**What you have to do**
Each entry below must be repeated exactly, with pictures left out.

**Entries shown**
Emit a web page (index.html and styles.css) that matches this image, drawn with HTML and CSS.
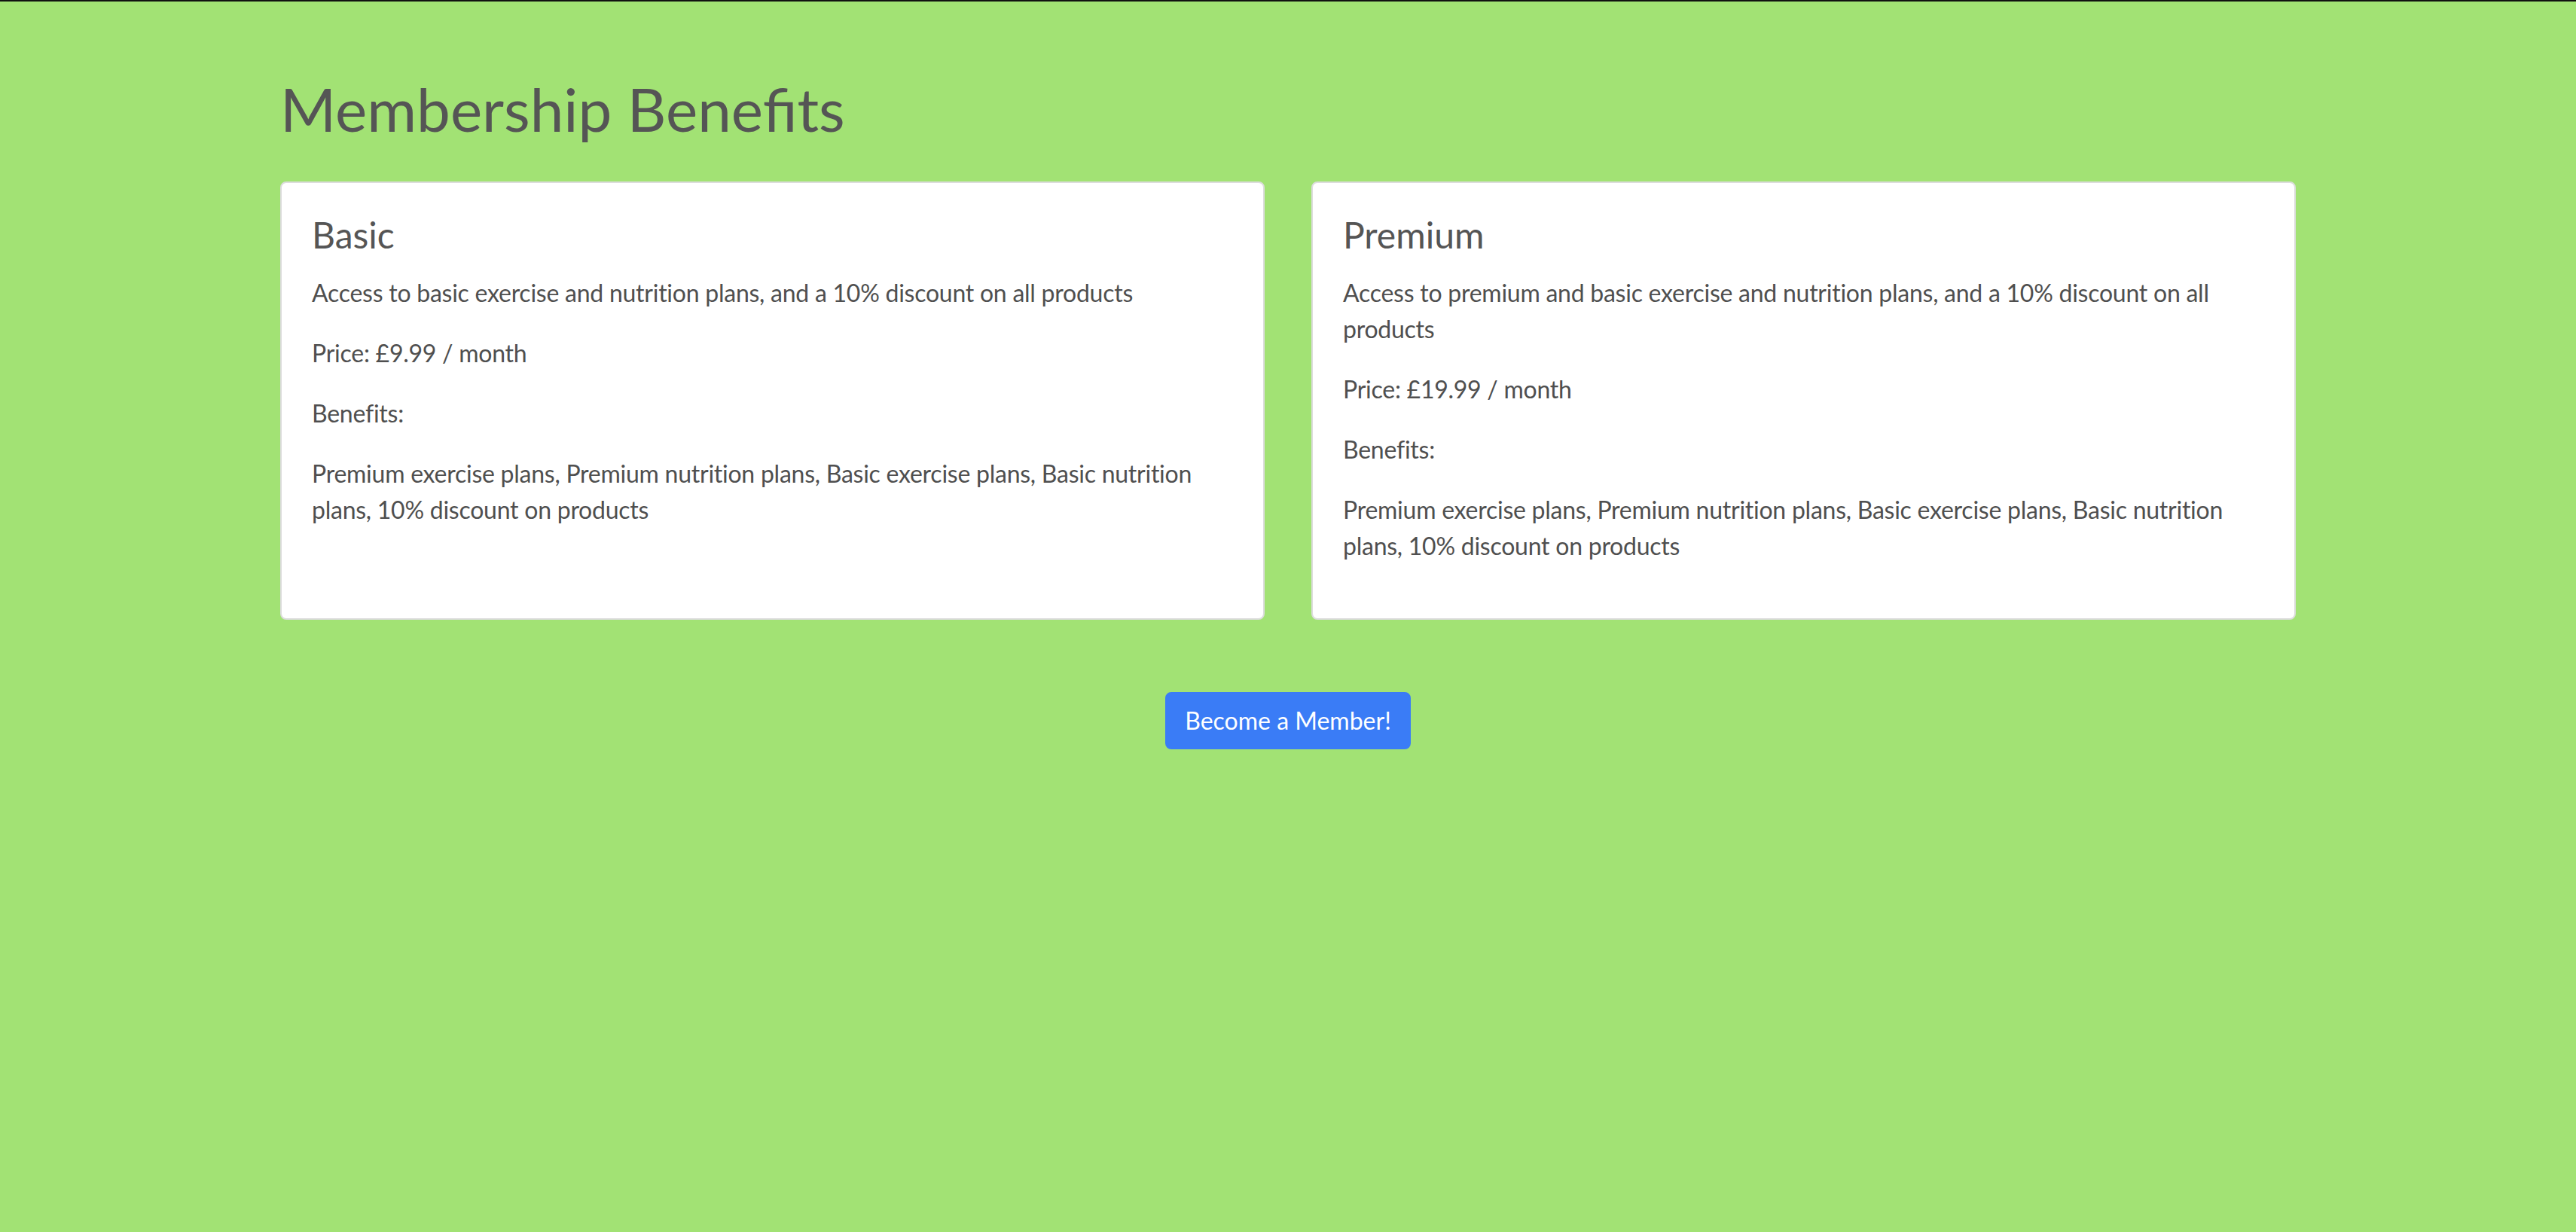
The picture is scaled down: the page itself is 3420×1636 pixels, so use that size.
FILE: index.html
```html
<!DOCTYPE html>
<html lang="en">
<head>
<meta charset="utf-8">
<title>Membership Benefits</title>
<link rel="stylesheet" href="styles.css">
</head>
<body>
<div class="topbar"></div>
<main class="container">
  <h1 class="page-title">Membership Benefits</h1>
  <div class="plans">
    <section class="card">
      <h4 class="card-title">Basic</h4>
      <p>Access to basic exercise and nutrition plans, and a 10% discount on all products</p>
      <p>Price: £9.99 / month</p>
      <p>Benefits:</p>
      <p>Premium exercise plans, Premium nutrition plans, Basic exercise plans, Basic nutrition plans, 10% discount on products</p>
    </section>
    <section class="card">
      <h4 class="card-title">Premium</h4>
      <p>Access to premium and basic exercise and nutrition plans, and a 10% discount on all products</p>
      <p>Price: £19.99 / month</p>
      <p>Benefits:</p>
      <p>Premium exercise plans, Premium nutrition plans, Basic exercise plans, Basic nutrition plans, 10% discount on products</p>
    </section>
  </div>
  <div class="actions">
    <button class="btn-primary" type="button">Become a Member!</button>
  </div>
</main>
</body>
</html>
```

FILE: styles.css
```css
* { box-sizing: border-box; }

html, body {
  margin: 0;
  padding: 0;
}

body {
  background: #a2e274;
  font-family: Lato, "Open Sans", "Liberation Sans", sans-serif;
  font-size: 32px;
  line-height: 1.5;
  color: #555;
  min-height: 1636px;
}

.topbar {
  height: 2px;
  background: #111;
}

.container {
  width: 80%;
  margin: 0 auto;
  padding: 0 30px;
}

.page-title {
  margin: 94px 0 49px;
  font-size: 80px;
  font-weight: 400;
  line-height: 1.2;
  color: #555;
}

.plans {
  display: flex;
  gap: 62px;
  align-items: stretch;
}

.card {
  flex: 1 1 0;
  background: #fff;
  border: 2px solid #dcdcdc;
  border-radius: 8px;
  padding: 40px;
}

.card-title {
  margin: 0 0 24px;
  font-size: 48px;
  font-weight: 400;
  line-height: 1.2;
  color: #555;
}

.card p {
  margin: 0 0 32px;
  color: #4f4f4f;
  letter-spacing: -0.25px;
}

.actions {
  display: flex;
  justify-content: center;
  margin-top: 96px;
}

.btn-primary {
  font-family: inherit;
  font-size: 32px;
  line-height: 48px;
  padding: 12px 24px;
  color: #fff;
  background: #3a7cf6;
  border: 2px solid #3a7cf6;
  border-radius: 8px;
  cursor: pointer;
}
```
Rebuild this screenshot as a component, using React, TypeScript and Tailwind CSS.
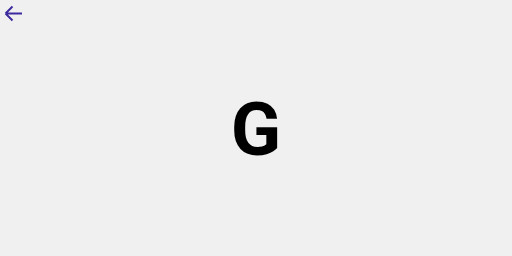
import * as React from "react";

export default function App() {
  return (
    <div className="relative flex h-[256px] w-[512px] items-center justify-center bg-[#f0f0f0]">
      <button className="absolute left-[2px] top-[2px] p-0 text-[#3b2b9e]">
        <svg width="22" height="22" viewBox="0 0 22 22" fill="none" stroke="currentColor" strokeWidth="1.9">
          <path d="M3.5 11.5H20M3.5 11.5L10.5 4.5M3.5 11.5L10.5 18.5" />
        </svg>
      </button>
      <span className="mt-[3px] font-['Roboto',sans-serif] text-[74px] font-bold leading-none text-black">G</span>
    </div>
  );
}
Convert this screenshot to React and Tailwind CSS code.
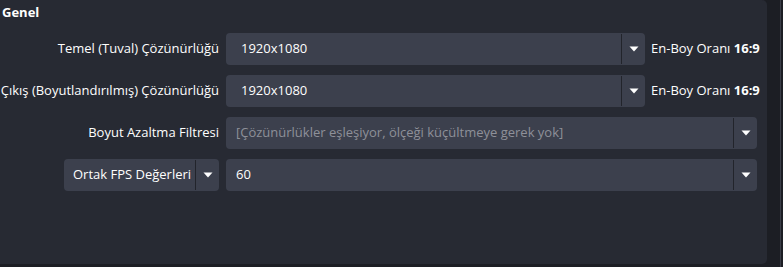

**Result**
Emit a web page (index.html and styles.css) that matches this image, drawn with HTML and CSS.
The picture is scaled down: the page itself is 3420×1636 pixels, so use that size.
FILE: index.html
```html
<!DOCTYPE html>
<html lang="en">
<head>
<meta charset="utf-8">
<title>Membership Benefits</title>
<link rel="stylesheet" href="styles.css">
</head>
<body>
<div class="topbar"></div>
<main class="container">
  <h1 class="page-title">Membership Benefits</h1>
  <div class="plans">
    <section class="card">
      <h4 class="card-title">Basic</h4>
      <p>Access to basic exercise and nutrition plans, and a 10% discount on all products</p>
      <p>Price: £9.99 / month</p>
      <p>Benefits:</p>
      <p>Premium exercise plans, Premium nutrition plans, Basic exercise plans, Basic nutrition plans, 10% discount on products</p>
    </section>
    <section class="card">
      <h4 class="card-title">Premium</h4>
      <p>Access to premium and basic exercise and nutrition plans, and a 10% discount on all products</p>
      <p>Price: £19.99 / month</p>
      <p>Benefits:</p>
      <p>Premium exercise plans, Premium nutrition plans, Basic exercise plans, Basic nutrition plans, 10% discount on products</p>
    </section>
  </div>
  <div class="actions">
    <button class="btn-primary" type="button">Become a Member!</button>
  </div>
</main>
</body>
</html>
```

FILE: styles.css
```css
* { box-sizing: border-box; }

html, body {
  margin: 0;
  padding: 0;
}

body {
  background: #a2e274;
  font-family: Lato, "Open Sans", "Liberation Sans", sans-serif;
  font-size: 32px;
  line-height: 1.5;
  color: #555;
  min-height: 1636px;
}

.topbar {
  height: 2px;
  background: #111;
}

.container {
  width: 80%;
  margin: 0 auto;
  padding: 0 30px;
}

.page-title {
  margin: 94px 0 49px;
  font-size: 80px;
  font-weight: 400;
  line-height: 1.2;
  color: #555;
}

.plans {
  display: flex;
  gap: 62px;
  align-items: stretch;
}

.card {
  flex: 1 1 0;
  background: #fff;
  border: 2px solid #dcdcdc;
  border-radius: 8px;
  padding: 40px;
}

.card-title {
  margin: 0 0 24px;
  font-size: 48px;
  font-weight: 400;
  line-height: 1.2;
  color: #555;
}

.card p {
  margin: 0 0 32px;
  color: #4f4f4f;
  letter-spacing: -0.25px;
}

.actions {
  display: flex;
  justify-content: center;
  margin-top: 96px;
}

.btn-primary {
  font-family: inherit;
  font-size: 32px;
  line-height: 48px;
  padding: 12px 24px;
  color: #fff;
  background: #3a7cf6;
  border: 2px solid #3a7cf6;
  border-radius: 8px;
  cursor: pointer;
}
```
Rebuild this screenshot as a component, using React, TypeScript and Tailwind CSS.
import * as React from "react";

export default function App() {
  return (
    <div className="relative flex h-[256px] w-[512px] items-center justify-center bg-[#f0f0f0]">
      <button className="absolute left-[2px] top-[2px] p-0 text-[#3b2b9e]">
        <svg width="22" height="22" viewBox="0 0 22 22" fill="none" stroke="currentColor" strokeWidth="1.9">
          <path d="M3.5 11.5H20M3.5 11.5L10.5 4.5M3.5 11.5L10.5 18.5" />
        </svg>
      </button>
      <span className="mt-[3px] font-['Roboto',sans-serif] text-[74px] font-bold leading-none text-black">G</span>
    </div>
  );
}
Convert this screenshot to React and Tailwind CSS code.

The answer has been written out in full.